British industrialist

Sir Alfred Joseph Shepperd (19 June 1925 – 15 October 2007) was a British industrialist.

== Early life and education ==
Alfred Joseph Shepperd was born on 19 June 1925, in London. His father was Alfred Charles Shepperd (1898–1939), a printer. His mother was Mary Ann (née Williams; 1896–1975), a milliner.

Shepperd attended the Archbishop Tenison's School, served in the Fleet Air Arm of the Royal Navy, and received a degree in economics from the University College London.

== Career ==
From 1949 to 1963, Shepperd worked at the Rank Organisation.

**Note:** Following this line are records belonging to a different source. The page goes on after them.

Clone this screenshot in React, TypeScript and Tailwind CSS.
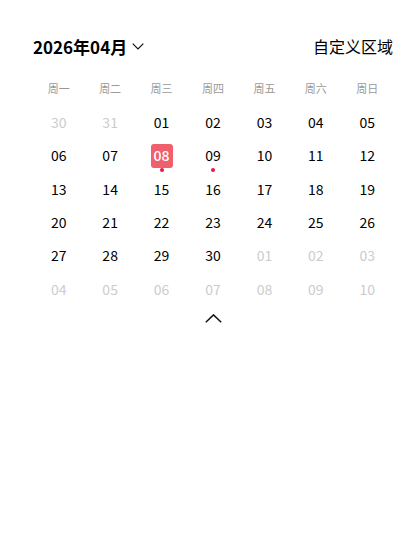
const weekdays = ['周一', '周二', '周三', '周四', '周五', '周六', '周日'];

type Day = { label: string; muted?: boolean; selected?: boolean; dot?: boolean };

const buildDays = (): Day[] => {
  const days: Day[] = [{ label: '30', muted: true }, { label: '31', muted: true }];
  for (let d = 1; d <= 30; d++) {
    const label = String(d).padStart(2, '0');
    days.push({ label, selected: d === 8, dot: d === 8 || d === 9 });
  }
  for (let d = 1; d <= 10; d++) {
    days.push({ label: String(d).padStart(2, '0'), muted: true });
  }
  return days;
};

export default function App() {
  const days = buildDays();

  return (
    <div
      className="min-h-screen bg-white text-black"
      style={{ fontFamily: '"Noto Sans CJK SC", "Noto Sans", sans-serif' }}
    >
      <div className="pl-[33px] pr-[2px] pt-[33px]">
        {/* Header */}
        <div className="flex items-center justify-between h-[26px]">
          <div className="flex items-center">
            <span className="text-[17px] font-bold leading-none">2026年04月</span>
            <svg className="ml-[5px] mt-[1px]" width="12" height="7" viewBox="0 0 12 7" fill="none">
              <polyline points="0.7,0.7 6,6 11.3,0.7" stroke="#111" strokeWidth="1.2" />
            </svg>
          </div>
          <span className="text-[16px] leading-none">自定义区域</span>
        </div>

        {/* Weekdays */}
        <div className="grid grid-cols-7 mt-[19px]">
          {weekdays.map((w) => (
            <div key={w} className="text-center text-[11px] leading-[20px] text-[#9a9a9a]">
              {w}
            </div>
          ))}
        </div>

        {/* Days */}
        <div className="grid grid-cols-7 mt-[8px]">
          {days.map((day, i) => (
            <div key={i} className="relative h-[33.3px] flex items-center justify-center">
              {day.selected ? (
                <span className="w-[22px] h-[24px] rounded-[3px] bg-[#f0606c] text-white text-[14px] font-medium flex items-center justify-center">
                  {day.label}
                </span>
              ) : (
                <span className={`text-[14px] ${day.muted ? 'text-[#cccccc]' : 'text-black'}`}>{day.label}</span>
              )}
              {day.dot && (
                <span className="absolute left-1/2 -translate-x-1/2 top-[29px] w-[4px] h-[4px] rounded-full bg-[#e8194a]" />
              )}
            </div>
          ))}
        </div>

        <div className="flex justify-center mt-[8px]">
          <svg width="17" height="9" viewBox="0 0 17 9" fill="none">
            <polyline points="0.8,8.3 8.5,0.9 16.2,8.3" stroke="#111" strokeWidth="1.5" />
          </svg>
        </div>
      </div>
    </div>
  );
}
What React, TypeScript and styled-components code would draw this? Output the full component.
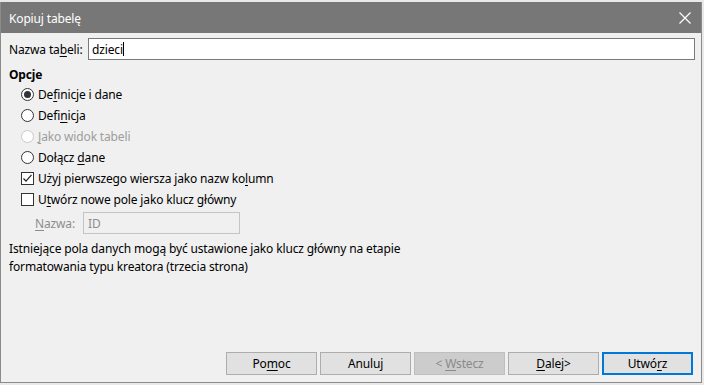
import * as React from 'react'
import styled, { createGlobalStyle, css } from 'styled-components'

const Global = createGlobalStyle`
  html, body {
    margin: 0;
    padding: 0;
    background: #e9e9e9;
    font-family: "Noto Sans", "Liberation Sans", sans-serif;
    font-size: 12px;
    letter-spacing: -0.15px;
    color: #000;
  }
`

const Frame = styled.div`
  margin-top: 2px;
  width: 700px;
  height: 380px;
  border: 1px solid #8c8c8c;
  border-top: none;
  display: flex;
  flex-direction: column;
  background: #f0f0f0;
`

const TitleBar = styled.div`
  height: 31px;
  flex: none;
  background: #777777;
  color: #fff;
  display: flex;
  align-items: center;
  justify-content: space-between;
  padding: 0 10px 0 8px;
`

const Title = styled.span`
  font-size: 12px;
  padding-top: 1px;
`

const Body = styled.div`
  flex: 1;
  display: flex;
  flex-direction: column;
  padding: 5px 6px 0 8px;
`

const NameRow = styled.div`
  display: flex;
  align-items: center;
  height: 22px;
`

const Label = styled.label<{ disabled?: boolean; width: number }>`
  white-space: nowrap;
  flex: none;
  width: ${p => p.width}px;
  ${p => p.disabled && css`color: #8d8d8d;`}
`

const TextBox = styled.div<{ disabled?: boolean }>`
  box-sizing: border-box;
  height: 22px;
  border: 1px solid #7a7a7a;
  background: #fff;
  display: flex;
  align-items: center;
  padding-left: 3px;
  ${p => p.disabled && css`
    border-color: #c4c4c4;
    color: #8d8d8d;
    background: #f0f0f0;
    padding-left: 4px;
  `}
`

const Caret = styled.span`
  display: inline-block;
  width: 1px;
  height: 14px;
  background: #000;
`

const Heading = styled.div`
  font-weight: bold;
  margin-top: 6px;
  height: 17px;
`

const Options = styled.div`
  display: flex;
  flex-direction: column;
  padding-left: 12px;
  margin-top: 1px;
`

const OptionRow = styled.div<{ disabled?: boolean }>`
  display: flex;
  align-items: center;
  height: 21px;
  gap: 4px;
  ${p => p.disabled && css`color: #9d9d9d;`}
`

const Radio = styled.span<{ checked?: boolean; disabled?: boolean }>`
  box-sizing: border-box;
  width: 13px;
  height: 13px;
  border-radius: 50%;
  border: 1px solid ${p => (p.disabled ? '#c9c9c9' : '#333')};
  background: #fff;
  display: flex;
  align-items: center;
  justify-content: center;
  ${p => p.checked && css`
    &::after {
      content: '';
      width: 7px;
      height: 7px;
      border-radius: 50%;
      background: #333;
    }
  `}
`

const Check = styled.span`
  box-sizing: border-box;
  width: 13px;
  height: 13px;
  border: 1px solid #333;
  background: #fff;
  display: flex;
  align-items: center;
  justify-content: center;
`

const KeyRow = styled.div`
  display: flex;
  align-items: center;
  padding-left: 26px;
  margin-top: 2px;
  height: 22px;
`

const Note = styled.p`
  margin: 6px 0 0;
  line-height: 18px;
  width: 420px;
`

const Footer = styled.div`
  margin-top: auto;
  display: flex;
  justify-content: flex-end;
  gap: 3px;
  padding: 0 2px 7px 0;
`

const Button = styled.div<{ disabled?: boolean; primary?: boolean }>`
  box-sizing: border-box;
  width: 91px;
  height: 23px;
  display: flex;
  align-items: center;
  justify-content: center;
  background: #e1e1e1;
  border: 1px solid #adadad;
  white-space: pre;
  ${p => p.disabled && css`
    background: #cccccc;
    border-color: #bfbfbf;
    color: #8a8a8a;
  `}
  ${p => p.primary && css`
    border: 2px solid #0078d7;
  `}
`

const U = styled.u`
  text-underline-offset: 2px;
`

function CloseIcon() {
  return (
    <svg width="12" height="12" viewBox="0 0 12 12">
      <path d="M0.5 0.5 L11.5 11.5 M11.5 0.5 L0.5 11.5" stroke="#fff" strokeWidth="1.2" fill="none" />
    </svg>
  )
}

function Tick() {
  return (
    <svg width="11" height="11" viewBox="0 0 11 11">
      <path d="M1.5 5.5 L4 8.2 L9.5 1.8" stroke="#222" strokeWidth="1.2" fill="none" />
    </svg>
  )
}

export default function App() {
  return (
    <>
      <Global />
      <Frame>
        <TitleBar>
          <Title>Kopiuj tabelę</Title>
          <CloseIcon />
        </TitleBar>
        <Body>
          <NameRow>
            <Label width={79}>Nazwa ta<U>b</U>eli:</Label>
            <TextBox style={{ flex: 1 }}>dzieci<Caret /></TextBox>
          </NameRow>
          <Heading>Opcje</Heading>
          <Options>
            <OptionRow><Radio checked /><span>De<U>f</U>inicje i dane</span></OptionRow>
            <OptionRow><Radio /><span>Defi<U>n</U>icja</span></OptionRow>
            <OptionRow disabled><Radio disabled /><span><U>J</U>ako widok tabeli</span></OptionRow>
            <OptionRow><Radio /><span>Dołącz <U>d</U>ane</span></OptionRow>
            <OptionRow><Check><Tick /></Check><span>Użyj pierwszego wiersza jako nazw ko<U>l</U>umn</span></OptionRow>
            <OptionRow><Check /><span>U<U>t</U>wórz nowe pole jako klucz główny</span></OptionRow>
          </Options>
          <KeyRow>
            <Label disabled width={48}><U>N</U>azwa:</Label>
            <TextBox disabled style={{ width: 157 }}>ID</TextBox>
          </KeyRow>
          <Note>
            Istniejące pola danych mogą być ustawione jako klucz główny na etapie formatowania typu kreatora (trzecia strona)
          </Note>
          <Footer>
            <Button><span>Po<U>m</U>oc</span></Button>
            <Button><span>Anuluj</span></Button>
            <Button disabled><span>&lt; <U>W</U>stecz</span></Button>
            <Button><span><U>D</U>alej&gt;</span></Button>
            <Button primary><span>Utwó<U>r</U>z</span></Button>
          </Footer>
        </Body>
      </Frame>
    </>
  )
}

From 1963 to 1965, Shepperd worked at Selincourt & Sons.

From 1965 to 1967, Shepperd worked at the Chamberlain Group.

From 1967 to 1972, Shepperd was the managing director of Keyser Ullmann Industries.

From 1972 to 1977, Shepperd was the finance director of the Wellcome Foundation.

From 1977 to 1990, Shepperd was the chairman of the Wellcome Foundation.

From 1986 to 1990, Shepperd was the chairman of the Burroughs Wellcome Company.

From 1986 to 1990, Shepperd was the controversial chairman and chief executive of Wellcome plc.

After he retired, Shepperd was a trustee at the National Institute of Economic and Social Research for ten years.

== Personal life ==
In 1950, Shepperd married Gabrielle Bouloux.

In 1989, Shepperd was knighted by Elizabeth II.